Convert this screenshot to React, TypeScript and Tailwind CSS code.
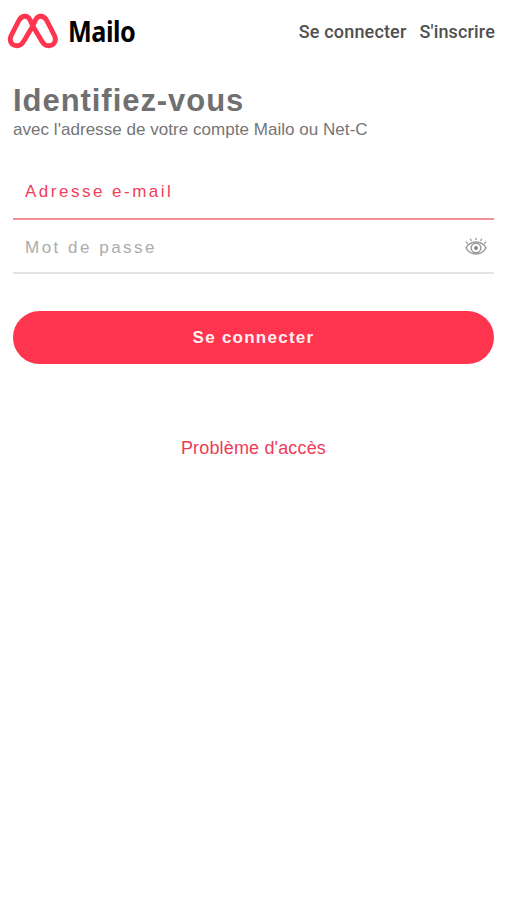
import { useState } from "react";

function LogoMark() {
  return (
    <svg width="52" height="38" viewBox="0 0 52 38" fill="none" aria-hidden="true">
      <path
        d="M4.2 23.5 L11.6 9 C14.6 3 20.3 2.6 23 7.8 L25.8 14 L35 29.4 C36.8 32.6 38.8 33.8 41.5 33.8 C47 33.8 50 28.8 47.4 23.5 L40 9 C37 3 31.3 2.6 28.6 7.8 L25.8 14 L16.6 29.4 C14.8 32.6 12.8 33.8 10.1 33.8 C4.6 33.8 1.6 28.8 4.2 23.5 Z"
        stroke="#ff354f"
        strokeWidth="4.9"
        strokeLinejoin="round"
      />
    </svg>
  );
}

function EyeIcon() {
  return (
    <svg width="22" height="20" viewBox="0 0 22 20" fill="none" stroke="#9a9a9a" aria-hidden="true">
      <path d="M1 11 C5.5 3.1 16.5 3.1 21 11 C16.5 18.9 5.5 18.9 1 11 Z" strokeWidth="1.5" />
      <circle cx="11" cy="11" r="4.8" strokeWidth="1.5" />
      <circle cx="11" cy="11" r="1.9" fill="#808080" stroke="none" />
      <path d="M1 4.7 L2.8 6.8 M5.3 1.7 L6.5 3.9 M11 0.7 V3.1 M16.7 1.7 L15.5 3.9 M21 4.7 L19.2 6.8" strokeWidth="1.3" />
    </svg>
  );
}

export default function App() {
  const [showPassword, setShowPassword] = useState(false);

  return (
    <div className="min-h-screen bg-white font-['Liberation_Sans',Arial,sans-serif]">
      {/* Logo and account links */}
      <header className="flex h-[62px] items-center justify-between pl-[7px] pr-3">
        <a href="#" className="flex items-center gap-[9px]">
          <LogoMark />
          <span className="origin-left scale-x-[0.9] font-['Noto_Sans',sans-serif] text-[28px] font-bold leading-none tracking-[-0.5px] text-black">
            Mailo
          </span>
        </a>
        <nav className="flex gap-[13px] whitespace-nowrap pt-px font-[Roboto,sans-serif] text-lg font-medium tracking-[0.16px] text-[#505050]">
          <a href="#">Se connecter</a>
          <a href="#">S'inscrire</a>
        </nav>
      </header>

      <main className="px-[13px] pt-[21px]">
        <h1 className="text-[31px] font-bold leading-9 tracking-[0.95px] text-[#707070]">Identifiez-vous</h1>
        <p className="text-[17px] leading-[22px] tracking-[0.04px] text-[#757575]">avec l'adresse de votre compte Mailo ou Net-C</p>

        <form onSubmit={(e) => e.preventDefault()}>
          <div className="mt-[23px] h-[56px] border-b-2 border-[#f38e9b]">
            <input
              type="email"
              placeholder="Adresse e-mail"
              className="h-[54px] w-full px-3 pt-0.5 text-[17px] tracking-[2.5px] outline-none placeholder:text-[#ef405b]"
            />
          </div>
          <div className="flex h-[54px] items-center border-b-2 border-[#e4e4e4] pr-[7px]">
            <input
              type={showPassword ? "text" : "password"}
              placeholder="Mot de passe"
              className="h-full min-w-0 flex-1 px-3 pt-[3px] text-[17px] tracking-[2.5px] outline-none placeholder:text-[#acacac]"
            />
            <button
              type="button"
              aria-label="Afficher le mot de passe"
              className="pt-px"
              onClick={() => setShowPassword(!showPassword)}
            >
              <EyeIcon />
            </button>
          </div>
          <button
            type="submit"
            className="mt-[37px] h-[53px] w-full rounded-full bg-[#ff354f] text-[17px] font-bold tracking-[1.25px] text-[#fff0f2]"
          >
            Se connecter
          </button>
        </form>

        <div className="mt-[70px] text-center text-lg leading-7 tracking-[0.16px] text-[#ec3c57]">
          <a href="#">Problème d'accès</a>
        </div>
      </main>
    </div>
  );
}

What is expected:
Pictures are excluded; copy all other data exactly as shown.

Response:
Convert this screenshot to React, TypeScript and Tailwind CSS code.
import { useState } from "react";

function LogoMark() {
  return (
    <svg width="52" height="38" viewBox="0 0 52 38" fill="none" aria-hidden="true">
      <path
        d="M4.2 23.5 L11.6 9 C14.6 3 20.3 2.6 23 7.8 L25.8 14 L35 29.4 C36.8 32.6 38.8 33.8 41.5 33.8 C47 33.8 50 28.8 47.4 23.5 L40 9 C37 3 31.3 2.6 28.6 7.8 L25.8 14 L16.6 29.4 C14.8 32.6 12.8 33.8 10.1 33.8 C4.6 33.8 1.6 28.8 4.2 23.5 Z"
        stroke="#ff354f"
        strokeWidth="4.9"
        strokeLinejoin="round"
      />
    </svg>
  );
}

function EyeIcon() {
  return (
    <svg width="22" height="20" viewBox="0 0 22 20" fill="none" stroke="#9a9a9a" aria-hidden="true">
      <path d="M1 11 C5.5 3.1 16.5 3.1 21 11 C16.5 18.9 5.5 18.9 1 11 Z" strokeWidth="1.5" />
      <circle cx="11" cy="11" r="4.8" strokeWidth="1.5" />
      <circle cx="11" cy="11" r="1.9" fill="#808080" stroke="none" />
      <path d="M1 4.7 L2.8 6.8 M5.3 1.7 L6.5 3.9 M11 0.7 V3.1 M16.7 1.7 L15.5 3.9 M21 4.7 L19.2 6.8" strokeWidth="1.3" />
    </svg>
  );
}

export default function App() {
  const [showPassword, setShowPassword] = useState(false);

  return (
    <div className="min-h-screen bg-white font-['Liberation_Sans',Arial,sans-serif]">
      {/* Logo and account links */}
      <header className="flex h-[62px] items-center justify-between pl-[7px] pr-3">
        <a href="#" className="flex items-center gap-[9px]">
          <LogoMark />
          <span className="origin-left scale-x-[0.9] font-['Noto_Sans',sans-serif] text-[28px] font-bold leading-none tracking-[-0.5px] text-black">
            Mailo
          </span>
        </a>
        <nav className="flex gap-[13px] whitespace-nowrap pt-px font-[Roboto,sans-serif] text-lg font-medium tracking-[0.16px] text-[#505050]">
          <a href="#">Se connecter</a>
          <a href="#">S'inscrire</a>
        </nav>
      </header>

      <main className="px-[13px] pt-[21px]">
        <h1 className="text-[31px] font-bold leading-9 tracking-[0.95px] text-[#707070]">Identifiez-vous</h1>
        <p className="text-[17px] leading-[22px] tracking-[0.04px] text-[#757575]">avec l'adresse de votre compte Mailo ou Net-C</p>

        <form onSubmit={(e) => e.preventDefault()}>
          <div className="mt-[23px] h-[56px] border-b-2 border-[#f38e9b]">
            <input
              type="email"
              placeholder="Adresse e-mail"
              className="h-[54px] w-full px-3 pt-0.5 text-[17px] tracking-[2.5px] outline-none placeholder:text-[#ef405b]"
            />
          </div>
          <div className="flex h-[54px] items-center border-b-2 border-[#e4e4e4] pr-[7px]">
            <input
              type={showPassword ? "text" : "password"}
              placeholder="Mot de passe"
              className="h-full min-w-0 flex-1 px-3 pt-[3px] text-[17px] tracking-[2.5px] outline-none placeholder:text-[#acacac]"
            />
            <button
              type="button"
              aria-label="Afficher le mot de passe"
              className="pt-px"
              onClick={() => setShowPassword(!showPassword)}
            >
              <EyeIcon />
            </button>
          </div>
          <button
            type="submit"
            className="mt-[37px] h-[53px] w-full rounded-full bg-[#ff354f] text-[17px] font-bold tracking-[1.25px] text-[#fff0f2]"
          >
            Se connecter
          </button>
        </form>

        <div className="mt-[70px] text-center text-lg leading-7 tracking-[0.16px] text-[#ec3c57]">
          <a href="#">Problème d'accès</a>
        </div>
      </main>
    </div>
  );
}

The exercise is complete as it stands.